La vague de chaleur est sans précédent. Depuis plusieurs jours, près de la moitié des Etats du Mexique cumulent des températures supérieures à 40 degrés, dépassant même 45 dans certaines zones. A Palenque, dans l’Etat du Chiapas, on annonce ainsi des températures oscillant autour de 42 degrés pendant les 10 prochains jours. Près d’une trentaine de personnes sont déjà décédées et de nombreuses autres hospitalisées d’après les chiffres du Ministère de la Santé mexicain, relayés par Reuters.
Face à une telle canicule, les espèces locales d’animaux sont d’autant plus exposés et ont du mal à survivre. Ces derniers jours, plus d’une centaine de singes hurleurs ont ainsi été retrouvés morts au pied des arbres, dans les Etats du Chiapas et du Tabasco. Epuisés par la canicule, par les activités humaines et les incendies qui perturbent et détruisent leurs habitats, affaiblis par la déshydratation, ces singes arboricoles ne sont plus capables de se maintenir dans les hauteurs sur les branches. “Ils tombent comme des pommes” commente Gilberto Pozo, biologiste local spécialisé dans la conservation des espèces tropicales, qui témoigne dans le Guardian.
“Une espèce sentinelle” face au réchauffement climatique
Face à l’hécatombe, des équipes de secouristes volontaires et des pompiers locaux se sont mobilisés. Plusieurs singes, déshydratés et victimes de fièvres intenses, ont été transportés dans une clinique vétérinaire pour être soignés et certains commencent déjà à se rétablir. Mais depuis une dizaine de jours, les populations locales de singes hurleurs sont de plus en plus affaiblies, et le nombre de morts continue d’augmenter. Pour Gilberto Pozo, cette succession de décès est liée à une synergie de facteurs : chaleur extrême, sécheresse, incendies de forêts, exploitation forestière… Dans ces conditions, les singes sont privés d’eau, de nourriture, d’ombre et d’abri, et s’épuisent jusqu’à la mort.
Outre les singes, d’autres espèces sont également victimes de la vague de chaleur.

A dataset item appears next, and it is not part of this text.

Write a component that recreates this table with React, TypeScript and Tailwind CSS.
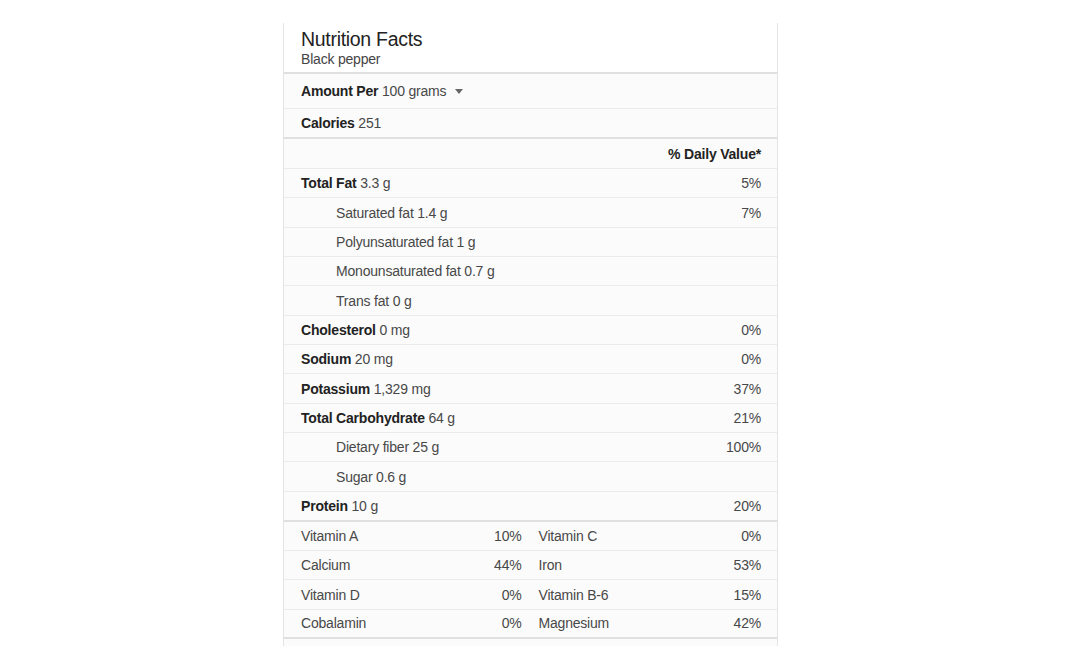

Localement, les écologistes et les bénévoles ont ainsi secouru des reptiles et plusieurs espèces d’oiseaux. Mais difficile d’évaluer l’ampleur de la crise pour la biodiversité locale, notamment dans des zones naturelles parfois isolées. Pour Gilberto Pozo, la situation est en tout cas particulièrement significative. Le singe hurleur est en effet “une espèce sentinelle”, dont la santé est un témoin de la santé globale de l’écosystème. “Cela en dit long sur ce qui se passe avec le réchauffement climatique” et sur la pression qu’il constitue pour la biodiversité, selon le biologiste.
La biodiversité victime de la crise climatique
Pour l’heure, la vague de chaleur mexicaine n’a pas encore officiellement été attribuée au réchauffement climatique, et la cause précise des décès des animaux doit encore être confirmée avec certitude. Mais d’ores et déjà, de nombreuses études ont montré comment la hausse des températures mondiales menace les espèces vivantes. Selon l’IPBES (Plateforme intergouvernementale scientifique et politique sur la biodiversité et les services écosystémiques), le GIEC de la biodiversité, le réchauffement climatique constitue l’une des principales pressions sur la biodiversité mondiale. Près de la moitié des espèces de mammifères sur la planète ont déjà vu leurs habitats naturels transformés par la crise climatique, et jusqu’à 5% des espèces seraient menacées d’extinction en cas de réchauffement climatique limité à deux degrés.
Ces dernières années, les exemples de l’impact du climat sur la dégradation de la biodiversité se multiplient. Il y a quelques mois, plusieurs dizaines d’éléphants sont morts au Zimbabwe à cause du manque d’eau, lors d’une sécheresse exceptionnelle, largement accentuée par El Niño et le réchauffement climatique. Quelques semaines plus tôt, près d’une centaine de dauphins roses d’Amazonie avaient perdu la vie pendant une période caniculaire, alors que les eaux des lacs amazoniens flirtaient par endroit avec les 40 degrés. Même chose dans les océans, où les canicules marines se multiplient, emportant avec elles une grande partie de la biodiversité des océans. En 2022, ce sont des milliers d’animaux d’élevage qui ont aussi été tués par les chaleurs extrêmes qui avaient frappé les Etats-Unis. Une liste qui devrait continuer de s’allonger, alors que le réchauffement climatique continue de s’amplifier et de menacer les écosystèmes mondiaux.